La irrupción de una formación como Vox en las elecciones andaluzas de diciembre de 2018, y las expectativas que le otorgan los medios en las elecciones venideras, han encendido todas las alarmas entre gentes y colectivos con sentido democrático. La encarnación de un proyecto de corte ultranacionalista excluyente, abiertamente agresivo con los colectivos de migrantes, musulmanes, lgtbi, feministas, ecologistas, memorialistas, animalistas, etc., ha logrado la confianza de casi 400.000 andaluces y andaluzas. ¿Se podría interpretar ese nada despreciable volumen de votos como directamente fascista? Es difícil determinar su causa: si tuvo más peso el auge del orgullo patriótico derivado del proceso soberanista catalán, el desprecio a todo lo que tenga que ver con la recuperación de la memoria de las víctimas republicanas y la añoranza indisimulada del franquismo, la abominación a la llamada ideología de género y al feminismo, la alerta ante la falsa consigna de “invasión de inmigrantes” o la defensa de un estado policial autoritario de mano dura que ponga fin a una imaginada inseguridad ciudadana. Es posible que el voto en una buena proporción sea una compilación de todas estas razones. Una mirada rápida al mapa electoral nos dice que la formación ultra ha logrado más respaldo en localidades con mayor presión migratoria y en los barrios ricos de las ciudades. Aunque su presencia se expande de manera preocupante por todos los territorios penetrando los distintos sectores sociales, frustrados con los devastadores efectos de la globalización, incluidas las clases medias y las más desfavorecidas.

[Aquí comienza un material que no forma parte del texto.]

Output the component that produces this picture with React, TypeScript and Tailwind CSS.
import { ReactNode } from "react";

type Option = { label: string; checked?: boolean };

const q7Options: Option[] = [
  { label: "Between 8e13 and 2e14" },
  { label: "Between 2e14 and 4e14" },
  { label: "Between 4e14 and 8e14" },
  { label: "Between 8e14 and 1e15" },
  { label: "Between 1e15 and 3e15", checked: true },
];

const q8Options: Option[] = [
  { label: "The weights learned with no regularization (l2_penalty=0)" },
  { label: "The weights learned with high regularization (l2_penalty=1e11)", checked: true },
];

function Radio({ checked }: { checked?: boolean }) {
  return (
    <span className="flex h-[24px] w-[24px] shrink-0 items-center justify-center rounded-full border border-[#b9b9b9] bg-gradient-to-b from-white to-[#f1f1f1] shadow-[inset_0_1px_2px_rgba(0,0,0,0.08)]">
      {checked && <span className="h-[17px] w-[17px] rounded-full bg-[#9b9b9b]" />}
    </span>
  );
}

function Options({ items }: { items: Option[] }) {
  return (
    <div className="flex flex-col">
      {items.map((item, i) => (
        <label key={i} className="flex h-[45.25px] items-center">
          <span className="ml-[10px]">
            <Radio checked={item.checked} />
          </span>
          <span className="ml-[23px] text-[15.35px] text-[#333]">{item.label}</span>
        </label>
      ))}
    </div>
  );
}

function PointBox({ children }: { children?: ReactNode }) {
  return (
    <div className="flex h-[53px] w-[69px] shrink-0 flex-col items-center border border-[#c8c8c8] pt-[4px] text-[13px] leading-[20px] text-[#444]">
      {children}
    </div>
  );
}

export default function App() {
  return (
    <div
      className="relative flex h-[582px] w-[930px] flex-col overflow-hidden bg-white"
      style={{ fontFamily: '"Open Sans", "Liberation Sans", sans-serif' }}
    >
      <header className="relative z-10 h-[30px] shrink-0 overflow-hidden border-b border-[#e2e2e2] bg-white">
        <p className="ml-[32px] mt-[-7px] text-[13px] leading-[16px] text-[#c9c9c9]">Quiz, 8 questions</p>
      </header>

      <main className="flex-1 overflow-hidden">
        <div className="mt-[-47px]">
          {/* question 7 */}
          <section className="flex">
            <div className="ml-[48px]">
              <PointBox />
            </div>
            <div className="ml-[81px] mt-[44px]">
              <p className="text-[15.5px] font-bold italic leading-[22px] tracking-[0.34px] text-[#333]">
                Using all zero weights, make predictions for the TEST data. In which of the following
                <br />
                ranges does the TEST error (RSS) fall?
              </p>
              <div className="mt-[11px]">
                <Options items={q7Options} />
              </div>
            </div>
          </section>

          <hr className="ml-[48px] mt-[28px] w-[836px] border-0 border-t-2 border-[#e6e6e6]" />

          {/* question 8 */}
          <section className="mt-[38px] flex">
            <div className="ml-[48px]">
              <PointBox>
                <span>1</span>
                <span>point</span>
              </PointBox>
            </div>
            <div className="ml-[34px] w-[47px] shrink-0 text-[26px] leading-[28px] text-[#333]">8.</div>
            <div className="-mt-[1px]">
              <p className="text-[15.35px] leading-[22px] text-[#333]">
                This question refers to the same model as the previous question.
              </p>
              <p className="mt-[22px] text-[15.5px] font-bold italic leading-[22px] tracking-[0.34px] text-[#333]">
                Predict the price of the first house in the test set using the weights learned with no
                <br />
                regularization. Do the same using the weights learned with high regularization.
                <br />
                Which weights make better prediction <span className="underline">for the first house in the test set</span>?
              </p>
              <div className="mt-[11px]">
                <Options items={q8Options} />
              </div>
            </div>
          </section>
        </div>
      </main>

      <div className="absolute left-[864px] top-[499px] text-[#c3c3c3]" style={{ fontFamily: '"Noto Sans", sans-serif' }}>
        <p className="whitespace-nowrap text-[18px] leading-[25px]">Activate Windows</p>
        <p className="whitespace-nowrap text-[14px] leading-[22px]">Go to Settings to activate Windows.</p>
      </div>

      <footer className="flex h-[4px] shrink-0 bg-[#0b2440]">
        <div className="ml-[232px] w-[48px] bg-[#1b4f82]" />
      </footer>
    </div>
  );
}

Las elecciones autonómicas de diciembre de 2018 descubrieron que Andalucía no está a salvo de esta perversa corriente global que recorre buena parte de Europa y del mundo, que arremete contra los derechos y libertades básicas que tanto costaron conquistar.

La eclosión de la extrema derecha no ha venido desde sectores minoritarios y marginales del falangismo o neofascismo ya existentes, sino de las mismas entrañas del partido popular, aunque se ha nutrido con significativos militantes de aquellas formaciones ultras. Ha incorporado a sus listas, en puestos vistosos, a jueces y militares franquistas, dos estamentos que nunca fueron depurados en la democracia. Sus discursos han tenido campo abierto en poderosos medios de comunicación y ha contado con la complicidad y el aliento de no pocos líderes de opinión mediáticos. Ha encontrado acomodo en los grupos más conservadores e integristas de la Iglesia católica, especialmente beligerantes contra el aborto y los derechos del colectivo lgtbi. Ha hecho de la demagogia, con la proliferación de noticias falsas que circulan a la velocidad de la luz, un arma de propaganda efectiva. Propaganda basada en la difusión de ideas simplistas, distorsionadoras de la realidad, que evitan todo debate constructivo.

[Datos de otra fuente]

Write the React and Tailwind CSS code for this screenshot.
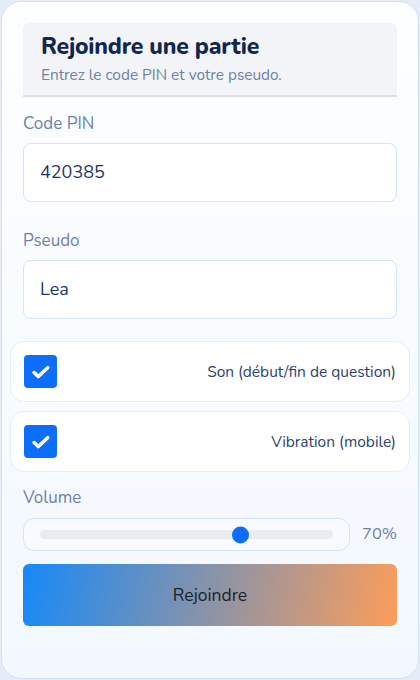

Está por ver hasta qué punto la formación fascista conserva o acrecienta los votos en Andalucía en las próximas elecciones. O parte de su electorado se diluye en las otras derechas por la llamada al voto útil. Lo que es indudable es su capacidad para condicionar las políticas del nuevo gobierno de la Junta de Andalucía. De momento, las políticas sobre igualdad y sobre la memoria histórica son objeto prioritario de sus aceradas críticas. El negacionismo en una doble vertiente, velando la gravedad de la violencia machista y tergiversando y dulcificando el pasado criminal de la dictadura franquista, es práctica fundamental de su discurso.

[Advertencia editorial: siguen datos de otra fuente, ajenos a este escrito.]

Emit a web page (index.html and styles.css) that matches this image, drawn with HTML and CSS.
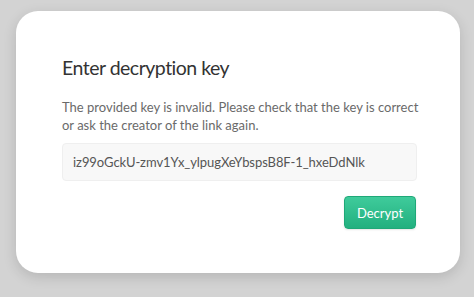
FILE: index.html
```html
<!DOCTYPE html>
<html>
<head>
<meta charset="utf-8">
<link rel="stylesheet" href="styles.css">
</head>
<body>
<div class="card">
  <h1 class="title">Enter decryption key</h1>
  <p class="message">The provided key is invalid. Please check that the key is correct or ask the creator of the link again.</p>
  <div class="key-input">iz99oGckU-zmv1Yx_ylpugXeYbspsB8F-1_hxeDdNlk</div>
  <div class="actions">
    <button class="decrypt">Decrypt</button>
  </div>
</div>
</body>
</html>
```

FILE: styles.css
```css
html, body {
  margin: 0;
  padding: 0;
}
body {
  width: 474px;
  height: 297px;
  box-sizing: border-box;
  padding: 11px 14px 0 16px;
  background: #d3d3d3;
  font-family: Lato, "Open Sans", sans-serif;
  overflow: hidden;
}
.card {
  width: 444px;
  height: 262px;
  box-sizing: border-box;
  background: #fff;
  border-radius: 22px;
  padding: 45px 43px 0 46px;
  box-shadow: 0 4px 14px rgba(0,0,0,0.14);
}
.title {
  margin: 0;
  font-size: 19.5px;
  letter-spacing: -0.5px;
  font-weight: 400;
  line-height: 24px;
  color: #333;
}
.message {
  margin: 18px -6px 0 0;
  font-size: 13px;
  line-height: 18px;
  color: #6a6a6a;
}
.key-input {
  margin-top: 9px;
  height: 38px;
  box-sizing: border-box;
  padding: 0 10px;
  border: 1px solid #efefef;
  border-radius: 4px;
  background: #f8f8f8;
  font-size: 13px;
  letter-spacing: -0.06px;
  line-height: 36px;
  color: #555;
}
.actions {
  display: flex;
  justify-content: flex-end;
  margin-top: 15px;
}
.decrypt {
  width: 72px;
  height: 33px;
  border: 1px solid #1fa878;
  border-radius: 4px;
  background: linear-gradient(#3fcb9b, #22b07f);
  color: #fff;
  font-family: Lato, "Open Sans", sans-serif;
  font-size: 13px;
  padding: 0;
  margin-right: 1px;
  box-shadow: 0 1px 2px rgba(0,0,0,0.1);
}
```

La extrema derecha que representa un proyecto burdamente definido como identitario, de defensa de “lo nuestro”, de “nuestras tradiciones”, que sitúa al “nosotros”, en un jerárquico primer término, y construido en contraste con el “otro” o los “otros”, puede tener unas consecuencias impredecibles para los colectivos de inmigrantes, en tanto que se legitima el racismo institucional, impulsando los discursos xenófobos y justificando la intolerancia. Desde una visión opuesta al multiculturalismo y a la diversidad, se apuesta por la homologación cultural totalitaria. Para ello se recurre de manera instrumental, como esencia de lo “nuestro”, a las expresiones culturales más emblemáticas que se presentan como genuinamente “españolas” (semana santa, fiestas, flamenco, toros, etc.), tratando de incardinarse en el asociacionismo existente (hermandades y otras entidades ciudadanas) como garantes de una “identidad local/española” amenazada por agentes “externos” que representan los colectivos más indefensos de inmigrantes, o por los “otros internos” focalizados en las identidades de los pueblos periféricos del Estado español.

Ante la amenaza fascista que nunca hay que minimizar, es necesaria la acción de los movimientos sociales más concernidos (derechos humanos, feministas, memorialistas, inmigrantes, lgtbi… ), y de gentes comprometidas, preocupadas por la deriva autoritaria a la que puede arrastrar la presencia de una formación de este cariz. Contamos como arma pedagógica para combatir al fascismo, con las lecciones de la Historia y la memoria de los movimientos antifascistas europeos en su lucha por las libertades y los valores democráticos. Es nuestra responsabilidad mantener vivo el grito de alerta que nos legaron ¡Nunca más!